Teamwork: many people really do think better

As the P.O. for Brasigo (www.brasigo.com.br) I have a team working *with* me not *for* me. That might seam obvious, but in fact is a great insight. Think about it for a minute: as a species humans are not the strongest, fastest or have the best senses and yet, we dominate the planet. That is so because our greatest strenght is to be good working in teams. It makes sense to enforce teamwork. When you work in teams you’re naturally allowing non-linear thinking to happen. This leads to the next point.

 

 

Allow non-linear thinking, embrace it, enforce it

Linear thinking, in most cases, is anti-natural. Why do companies spend so much energy enforcing linear thinking, throught papers, forms and a whole bunch of processes? Almost always people loose focus on the product and start working to follow pre-determined processes that have been implemented by someone else. If they screw up, whose fault is it? Working in teams means everyone has a stake for the sucess or the failure. I am not saying that there should be no process. I am saying you sholud have as little process as possible. Workng in teams will naturally enforce non-linear thinking. It’s almost like a constant brainstorming state. There is a sutile, but important difference between being in state of mind that allows you to have ideas all the time and being in a state of mind in which you enforce your team to be crazy, lazy or out of focus. Crazy won’t get you far.

Discipline and commitment
Those are important factors to achieve high performance. It is quite common that people in your team mislead this into some sort of unwanted behavior. Often if people are not mature enough they will loose focus in the name of “wild thinker” sindrome. And they are in this state it is sometimes kinda hard to bring them back to reality. So there has to be a pace, aimed at creating a “locomotive effect” imprinted by the PO. As a PO you should be contagious.

 

 

 

Translate thoughts in written language

This is hard. One great discovery of Jaques Lacan was that our subconscious operates over language. So what he did was: he used that together with Freud’s findings to create his own psicanalysis. When you can anouce, say in a phrase, the problem, you will be able to solve it. In business, you have to translete your ideas (your team’s ideas) into written stories. And it has to be done in a way that anyone upon reading them, will be able to understand. If you take a hundred pages to do it you are not doing a good job for the sake that no one will read it, thus people will pretend to understand it and you will never get what you want implemented the way you thought. Here are handful of artifacts to help you:

  • Mind maps (try Freemind and Xmind)
  • Work Breakdown Structure 
  • Drawings 
  • Post its (and alikes)
  • QFD charts 

Mind Maps are a great visualize what has to be done, but there are some caveats: they are not so easy to spot the SEQUENCE you will do things. Things I like to answer via a Mind Map: What is this all about? For whom is it made? When? Where?  

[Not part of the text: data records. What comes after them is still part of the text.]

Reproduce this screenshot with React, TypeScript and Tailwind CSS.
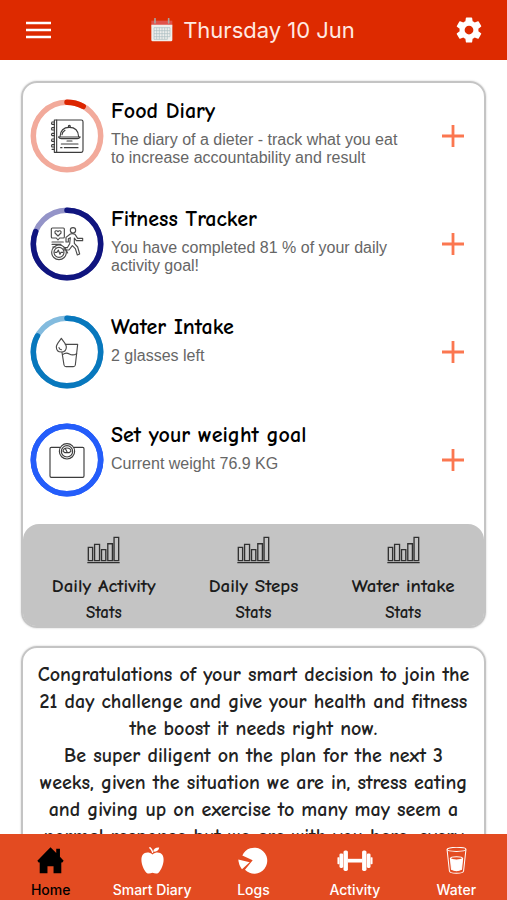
import { useState } from 'react';
import type { ReactNode } from 'react';
import { IoSettingsSharp } from 'react-icons/io5';

function FoodIcon() {
    return (
        <svg viewBox="84 109 114 114" className="h-[38px] w-[38px]" fill="none" stroke="#3c3c3c" strokeWidth="3.4" strokeLinecap="round" strokeLinejoin="round">
            <path d="M103 118H184Q189 118 189 123V209Q189 215 184 215H103Z" />
            <path d="M110 118V215" />
            <path d="M103 124H96Q93 128 96 131H103M103 141H96Q93 145 96 148H103M103 158H96Q93 162 96 165H103M103 175H96Q93 179 96 182H103M103 192H96Q93 196 96 199H103M103 206H96" />
            <path d="M116 169H180M120 168C121 149 133 140 148 140S175 149 176 168M135 149Q127 154 126 162" />
            <circle cx="148" cy="137" r="3" />
            <path d="M116 169Q118 174 124 174H172Q178 174 180 169" />
            <path d="M141 181H156M124 190H174M122 201H126M133 201H174" />
        </svg>
    );
}

function FitnessIcon() {
    return (
        <svg viewBox="84 89 114 114" className="h-[38px] w-[38px]" fill="none" stroke="#4a4a4a" strokeWidth="3.4" strokeLinecap="round" strokeLinejoin="round">
            <path d="M97 98H130Q133 98 133 101V125Q133 128 130 128H119L114 134L109 128H97Q94 128 94 125V101Q94 98 97 98Z" />
            <path d="M114 122L105 113C103 106 111 104 114 109C117 104 125 106 123 113Z" />
            <circle cx="159" cy="105" r="8" />
            <path d="M151 116L138 126V140H145V130L151 127L149 145L142 157H132V164H147L157 151L166 160L172 179L179 176L173 155L163 144V128L169 136H188V129H173L165 117Q158 113 151 116Z" />
            <path d="M96 140H130M96 147H123M98 155H108" />
            <circle cx="117" cy="171" r="22" />
            <circle cx="117" cy="171" r="15" />
            <path d="M105 171H111L115 164L120 177L123 171H129" />
            <path d="M136 160L143 173" />
        </svg>
    );
}

function GlassDropIcon() {
    return (
        <svg viewBox="84 81 114 114" className="h-[38px] w-[38px]" fill="none" stroke="#4a4a4a" strokeWidth="3.4" strokeLinecap="round" strokeLinejoin="round">
            <path d="M124 97C118 106 109 114 109 123C109 132 115 138 124 138S139 132 139 123C139 114 130 106 124 97Z" />
            <path d="M136 115H173L166 177Q165 182 160 182H138Q133 182 132 177L126 139" />
            <path d="M128 146Q138 138 148 144T170 143" />
            <path d="M117 125Q118 131 124 131" />
        </svg>
    );
}

function ScaleIcon() {
    return (
        <svg viewBox="84 75 114 114" className="h-[38px] w-[38px]" fill="none" stroke="#3c3c3c" strokeWidth="3.4" strokeLinecap="round" strokeLinejoin="round">
            <path d="M119 94H94Q90 94 90 98V180Q90 184 94 184H188Q192 184 192 180V98Q192 94 188 94H163" />
            <circle cx="141" cy="106" r="23" />
            <circle cx="141" cy="106" r="17" />
            <path d="M129 106Q130 96 141 96T153 106L147 110H135ZM141 107L137 100" />
        </svg>
    );
}

function StatsIcon() {
    return (
        <svg viewBox="0 0 100 84" className="h-7 w-[33px]" fill="none" stroke="#303030" strokeWidth="4">
            <path d="M4 74V34H17V74ZM23 74V25H38V74ZM44 74V41H57V74ZM63 74V23H77V74ZM82 74V4H96V74ZM1 80H99" />
        </svg>
    );
}

function CalendarIcon() {
    return (
        <svg viewBox="0 0 66 72" className="h-6 w-[22px]">
            <path d="M1 8H64V27H1Z" fill="#e0524a" />
            <path d="M1 20H64V66Q64 70 60 70H5Q1 70 1 66Z" fill="#eeeeec" />
            <path d="M9 29H57M9 38H57M9 47H57M9 56H57M9 64H49M9 29V64M17 29V64M25 29V64M33 29V64M41 29V64M49 29V64M57 29V56" stroke="#a9bcc0" strokeWidth="2" />
            <path d="M12 2V15M53 2V15" stroke="#a9a3a0" strokeWidth="5" strokeLinecap="round" />
        </svg>
    );
}

function HomeIcon() {
    return (
        <svg viewBox="0 0 80 80" className="h-[27px] w-[27px]" fill="currentColor">
            <path d="M40 1L57 18V5H68V29L79 41L75 46H72V78H49V57H31V78H8V46H5L1 41Z" />
        </svg>
    );
}

function AppleIcon() {
    return (
        <svg viewBox="0 0 80 80" className="h-[27px] w-[27px]" fill="currentColor">
            <path d="M40 22C49 15 62 14 69 23C78 36 70 64 58 76C52 81 46 78 40 76C34 78 28 81 22 76C10 64 2 36 11 23C18 14 31 15 40 22Z" />
            <path d="M39 18C37 10 33 5 29 2L33 0C39 5 42 11 42 18Z" />
            <path d="M42 14C43 5 51 1 60 2C58 11 51 15 42 14Z" />
        </svg>
    );
}

function PieIcon() {
    return (
        <svg viewBox="0 0 90 80" className="h-[27px] w-[30px]" fill="currentColor">
            <path d="M44 39L13 25A39 39 0 1 1 21 68Z" />
            <path d="M1 37L35 45L12 66Q2 54 1 37Z" />
        </svg>
    );
}

function DumbbellIcon() {
    return (
        <svg viewBox="0 0 106 80" className="h-[27px] w-9" fill="currentColor">
            <path d="M31 35H75V46H31Z" />
            <rect x="19" y="10" width="13" height="61" rx="5" />
            <rect x="74" y="10" width="13" height="61" rx="5" />
            <rect x="7" y="19" width="11" height="43" rx="4" />
            <rect x="88" y="19" width="11" height="43" rx="4" />
            <rect x="1" y="30" width="6" height="21" rx="2" />
            <rect x="99" y="30" width="6" height="21" rx="2" />
        </svg>
    );
}

function WaterIcon() {
    return (
        <svg viewBox="0 0 80 80" className="h-[27px] w-[27px]" fill="none" stroke="currentColor" strokeWidth="3">
            <ellipse cx="40" cy="7" rx="28" ry="6" />
            <path d="M12 7L19 71Q20 78 40 78T61 71L68 7" />
            <path d="M22 35Q40 44 58 35L55 66Q40 74 25 66Z" fill="currentColor" />
            <ellipse cx="40" cy="34" rx="18" ry="5" />
        </svg>
    );
}

type Goal = {
    title: string;
    text: string;
    icon: ReactNode;
    color: string;
    track: string;
    progress: number;
};

const goals: Goal[] = [
    {
        title: 'Food Diary',
        text: 'The diary of a dieter - track what you eat to increase accountability and result',
        icon: <FoodIcon />,
        color: '#dc2500',
        track: '#f2aa9b',
        progress: 8,
    },
    {
        title: 'Fitness Tracker',
        text: 'You have completed 81 % of your daily activity goal!',
        icon: <FitnessIcon />,
        color: '#10157f',
        track: '#9494c8',
        progress: 81,
    },
    {
        title: 'Water Intake',
        text: '2 glasses left',
        icon: <GlassDropIcon />,
        color: '#0878bd',
        track: '#83bbde',
        progress: 83,
    },
    {
        title: 'Set your weight goal',
        text: 'Current weight 76.9 KG',
        icon: <ScaleIcon />,
        color: '#245dfa',
        track: '#245dfa',
        progress: 100,
    },
];

const stats = ['Daily Activity', 'Daily Steps', 'Water intake'];

const tabs = [
    { label: 'Home', icon: <HomeIcon /> },
    { label: 'Smart Diary', icon: <AppleIcon /> },
    { label: 'Logs', icon: <PieIcon /> },
    { label: 'Activity', icon: <DumbbellIcon /> },
    { label: 'Water', icon: <WaterIcon /> },
];

function ProgressRing({ goal }: { goal: Goal }) {
    return (
        <div className="grid shrink-0 place-items-center">
            <svg viewBox="0 0 74 74" className="col-start-1 row-start-1 h-[74px] w-[74px] -rotate-90" fill="none" strokeWidth="5.5">
                <circle cx="37" cy="37" r="33.7" stroke={goal.track} />
                <circle
                    cx="37"
                    cy="37"
                    r="33.7"
                    stroke={goal.color}
                    strokeLinecap="round"
                    pathLength={100}
                    strokeDasharray={`${goal.progress} 100`}
                />
            </svg>
            <div className="col-start-1 row-start-1">{goal.icon}</div>
        </div>
    );
}

function GoalRow({ goal }: { goal: Goal }) {
    return (
        <li className="flex h-[108px] items-start">
            <ProgressRing goal={goal} />
            <div className="min-w-0 flex-1 pl-[7px]">
                <h2 className="font-['Chalkboard_SE','Comic_Neue','Open_Sans',sans-serif] text-[22px] leading-6 font-bold text-black">{goal.title}</h2>
                <p className="mt-2 max-w-[300px] font-['Liberation_Sans',sans-serif] text-base leading-[18px] text-[#666]">{goal.text}</p>
            </div>
            <button aria-label={`Add to ${goal.title}`} className="mt-[26px] mr-[13px] shrink-0 text-[#fb7750]">
                <svg viewBox="0 0 22 22" className="h-[22px] w-[22px]" stroke="currentColor" strokeWidth="2.8">
                    <path d="M11 0V22M0 11H22" />
                </svg>
            </button>
        </li>
    );
}

export default function App() {
    const [active, setActive] = useState('Home');

    return (
        <div className="flex h-dvh flex-col bg-white font-['Inter',sans-serif]">
            <header className="flex h-15 shrink-0 items-center justify-between bg-[#dd2a00] pr-6 pl-[26px] text-white">
                <button aria-label="Menu">
                    <svg viewBox="0 0 25 18" className="h-[18px] w-[25px]" stroke="currentColor" strokeWidth="2.4">
                        <path d="M0 2H25M0 9H25M0 16H25" />
                    </svg>
                </button>
                <button className="flex items-center gap-2.5 text-[22px] text-[#ffe9e2]">
                    <CalendarIcon />
                    Thursday 10 Jun
                </button>
                <button aria-label="Settings">
                    <IoSettingsSharp className="h-7 w-7" />
                </button>
            </header>

            <main className="min-h-0 flex-1 overflow-y-auto px-[21px] pt-[21px] pb-5 [scrollbar-width:none]">
                <section className="rounded-2xl border-2 border-[#c4c4c4] shadow-[0_0_2px_#c4c4c4]">
                    <ul className="-mb-[7px] px-[7px] pt-4">
                        {goals.map((goal) => (
                            <GoalRow key={goal.title} goal={goal} />
                        ))}
                    </ul>
                    <div className="grid h-[102px] grid-cols-3 rounded-t-2xl rounded-b-[13px] bg-[#c4c4c4] px-1.5">
                        {stats.map((name) => (
                            <button key={name} className="flex flex-col items-center pt-3 font-['Chalkboard_SE','Comic_Neue','Open_Sans',sans-serif] font-bold text-[#1c1c1c]">
                                <StatsIcon />
                                <span className="mt-2 text-[19px] leading-7">{name}</span>
                                <span className="text-[17px] leading-[26px]">Stats</span>
                            </button>
                        ))}
                    </div>
                </section>

                <section className="mt-[18px] rounded-2xl border-2 border-[#c4c4c4] px-3 py-[13px] text-center font-['Chalkboard_SE','Comic_Neue','Open_Sans',sans-serif] text-[20px] leading-[27px] font-bold whitespace-nowrap text-[#222] shadow-[0_0_2px_#c4c4c4]">
                    <p>
                        Congratulations of your smart decision to join the
                        <br />
                        21 day challenge and give your health and fitness
                        <br />
                        the boost it needs right now.
                    </p>
                    <p>
                        Be super diligent on the plan for the next 3
                        <br />
                        weeks, given the situation we are in, stress eating
                        <br />
                        and giving up on exercise to many may seem a
                        <br />
                        normal response but we are with you here, every
                    </p>
                </section>
            </main>

            <nav className="grid h-[66px] shrink-0 grid-cols-5 bg-[#e34b21]">
                {tabs.map((tab) => (
                    <button
                        key={tab.label}
                        onClick={() => setActive(tab.label)}
                        className={`flex flex-col items-center pt-[13px] ${active === tab.label ? 'text-black' : 'text-white'}`}
                    >
                        {tab.icon}
                        <span className="mt-2 text-[14px] leading-4 font-medium">{tab.label}</span>
                    </button>
                ))}
            </nav>
        </div>
    );
}
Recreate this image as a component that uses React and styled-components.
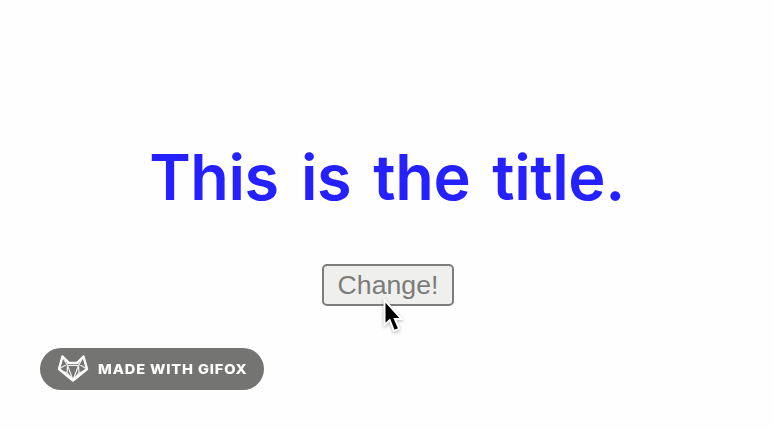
import React from 'react';
import styled, { createGlobalStyle } from 'styled-components';

const GlobalStyle = createGlobalStyle`
  * { box-sizing: border-box; }
  body { margin: 0; background: #fefefe; overflow: hidden; }
`;

const Page = styled.main`
  position: relative;
  height: 430px;
  display: flex;
  flex-direction: column;
  align-items: center;
  padding-top: 137px;
  background: #fefefe;
`;

const Title = styled.h1`
  margin: 0;
  height: 80px;
  font: 600 63px/80px Inter, sans-serif;
  letter-spacing: -0.4px;
  word-spacing: 6.6px;
  white-space: nowrap;
  color: #2420ff;
`;

const ChangeButton = styled.button`
  width: 132px;
  height: 42px;
  margin-top: 47px;
  margin-left: 2px;
  padding: 0;
  border: 2px solid #7d7d7b;
  border-radius: 5px;
  background: #efefee;
  color: #7b7b79;
  font: 26.67px/36px 'Liberation Sans', Arial, sans-serif;
`;

const Cursor = styled.svg`
  position: absolute;
  left: 380px;
  top: 296px;
  filter: drop-shadow(0 1px 1.5px rgba(0, 0, 0, 0.3));
`;

const Badge = styled.div`
  position: absolute;
  left: 40px;
  top: 348px;
  width: 224px;
  height: 42px;
  display: flex;
  align-items: center;
  padding-left: 17px;
  gap: 9px;
  border-radius: 21px;
  background: #747472;
  color: #fff;
`;

const BadgeText = styled.span`
  font: 800 13.4px/42px Inter, sans-serif;
  letter-spacing: 0.8px;
  white-space: nowrap;
  transform: scaleX(1.09);
  transform-origin: left;
`;

const FoxIcon = () => (
  <svg width="32" height="30" viewBox="0 0 32 30" fill="none" stroke="#fff" strokeLinejoin="round">
    <path d="M5.500 2.500 12 9h8l6.500-6.500 3.500 12.500L16 26.500 2 15Z" strokeWidth="2.4" />
    <path d="M2 15 12 9M30 15 20 9M5.500 2.500l5 9L16 26l5.500-14.500 5-9M10.500 11.500h11M3 16l7 3 6 7M29 16l-7 3-6 7M10.500 11.500 10 19M21.500 11.500 22 19" strokeWidth="1.2" strokeOpacity="0.9" />
  </svg>
);

export default function App() {
  return (
    <>
      <GlobalStyle />
      <Page>
        <Title>This is the title.</Title>
        <ChangeButton>Change!</ChangeButton>
        <Cursor width="27" height="42" viewBox="0 0 27 42">
          <path d="M4.500 4v25l5.200-4.800 4.300 10.800 5.200-2.200-4.300-9.800h6.700Z" fill="#000" stroke="#fff" strokeWidth="2" />
        </Cursor>
        <Badge>
          <FoxIcon />
          <BadgeText>MADE WITH GIFOX</BadgeText>
        </Badge>
      </Page>
    </>
  );
}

A Work Break Down Structure, or WBS is a very simple artifact that can be derived from you Mind Maps. It helps you to visualize how things will be done and begin to wonder in which order.

Drawings are always nice. Get a sheet of paper, and start drawing your diagrams, ballgrams on it. Do that alone AND with your team. Writeable walls are nice, but they get erased, paper you can keep and refine your thoughts. Drawings are a good resource for deciding what will be done, generally done after your mindmaps.

Post-Its can be used in many ways: TO DO lists, as Kamban and keeping you personal passwords (NOT!). Let give one example on how I like to use them. Gather your team in a room and start a collective mindmap about every possible way something can be failled. After a while, you will notice that some categs/patterns will emerge. Write down on the wall those categs and start placing Post-its of everything in the current pipeline. Voilá, now your entire team can see where you’re week or strong. Hints for using Post its: use diferent colors and sizes to diferenctiate things. Use red for critical things.

QFD (Quality Function Deployment) is a japanese technique that allow you to understand “WHATs x HOWs”. It is very useful artifact since it allows you, in a simple way, to decide based on a spreadsheet that measures what you want to do versus how you will do it. QFD is an entire world itself, so it will fit best within a post for itself (and I promisse one post only about it soon).

Last, but not least: bear in mind that you should always adapt.
There is no right formula that will work everywhere, or even all the time. As a PO you should know what to use in whcich situation. As a rule of thomb I like to decide what will be used based on ROI. I ask myself if the time invested in some task will pay out. Why spend 4 hours putting together a diagram when I can simply draw it, take a picture an attach to the stories I writting? Maybe the story needs the diagram, so it pays off. 

Maybe you’re working for an Advertising Agency, so things are a little different, you can always adapt. Whenever adapting have in mind one thing: you’re adapting the form, not the principle.

As Darwing would state: Adapt or die!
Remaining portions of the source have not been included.